真面目に暮らす自分たちが貧しい生活を強いられ、結婚相手に恵まれず、子供を授かることができない。それは移民の流入によって、かつて白人が優位であった社会が変質した結果に帰責され、怒りの矛先が有色人種に向けられる。
マージョリーは自らが就くはずだった管理職の地位をコロンビア人に奪われたと憤慨している。マージョリーは自らに資格があるにも拘らず、アファーマティヴ・アクションの犠牲になったと考えている。だが、会合の主宰であるエミリーがマージョリーを軽んじている様から、マージョリーの職場の上司の判断が決して逆差別によるものではないことが示される。
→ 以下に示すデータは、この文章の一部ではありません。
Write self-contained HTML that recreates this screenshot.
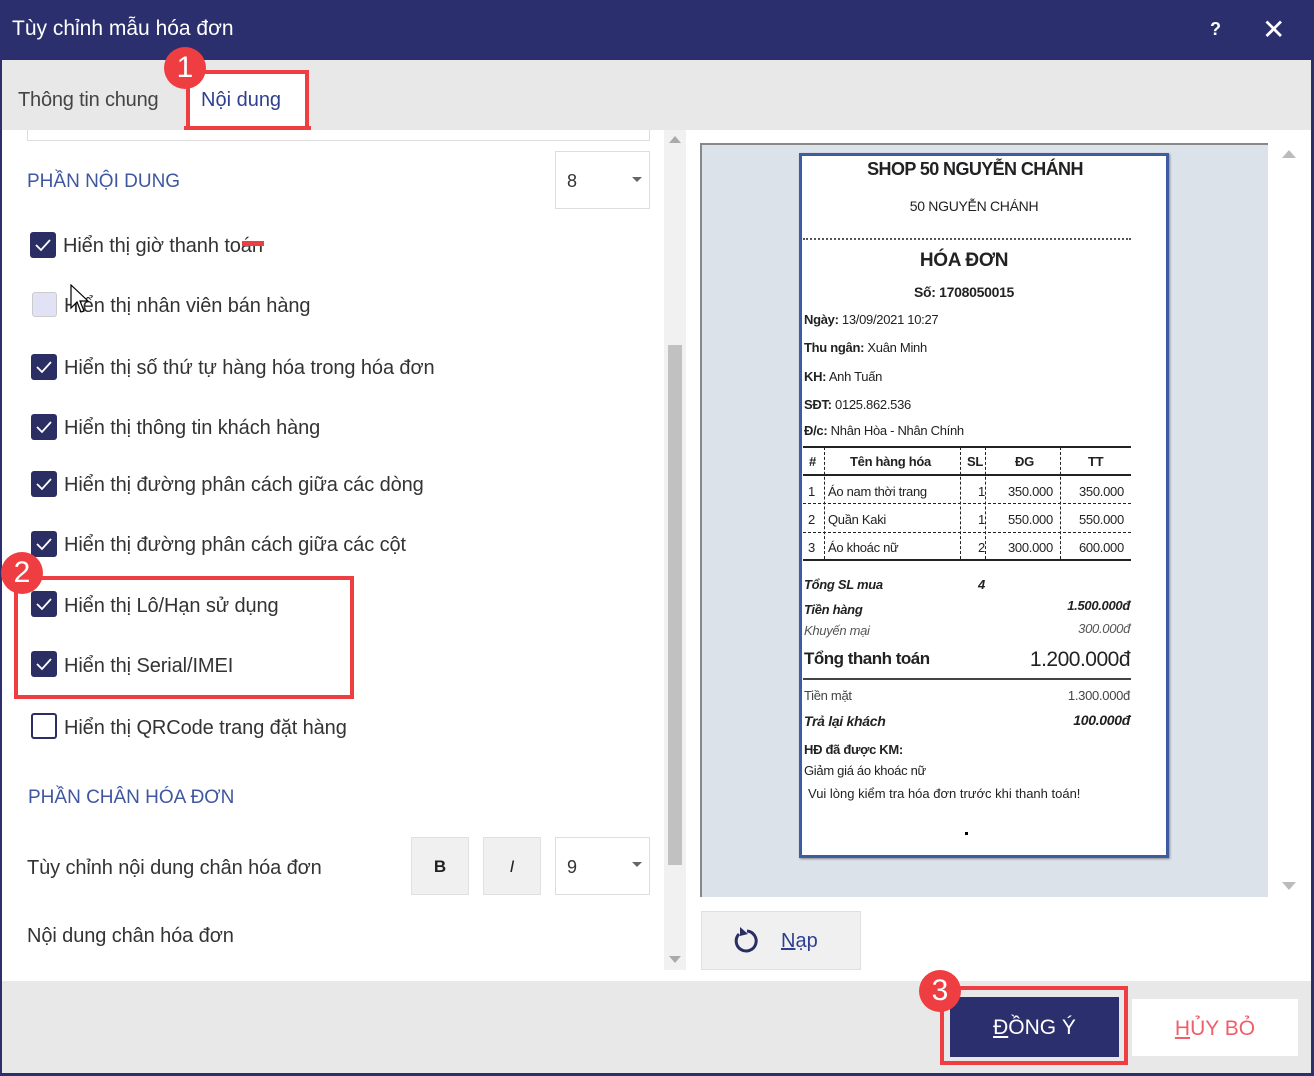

キムの経営する食料雑貨店の商品が万引きされると訴えるケースでは、実際に有色人種による万引きがあったのかもしれない。もっとも、エミリーが牧師(Josh Peters)から危険な会合に場所は貸せないと集会室から出て行くように言われ、エミリーの家で二次会を行う前に立ち寄った際のキムの店でのアジア系のアン(Melissa Paulo)やリリー(Cissy Ly)に対する対応は、たとえ営業時間外だという事情は考慮するにしても、有色人種(のみ)による被害というキムの主張に疑念を抱かざるを得ない(白人であるエミリーの兄がレイプで服役していることも明かされる)。
子供を望みながら得られず鬱屈するエミリーは、白人優位主義の活動を天啓と捉える。主流派を刺激にしないように穏便に事を進めようとする周到さを訴える一方、メンバーの発言への対応や夫クレイグとのやり取りから彼女がキレやすい危うさを持つことが明かされる。
真面目に生きると自負する一市民が計画的と思い込んで短絡的な行動をとってしまう、そこに恐ろしさがある、一種のホラー映画である。エミリーたちの火遊びは、レスリーというガソリンの投入で大火事になるだろう。
森の中に分け入っていくエミリーの描写は、魔女のイメージを引き寄せる。会合はサバトなのだ。箒に乗って飛翔する代わりにヴァンで移動する。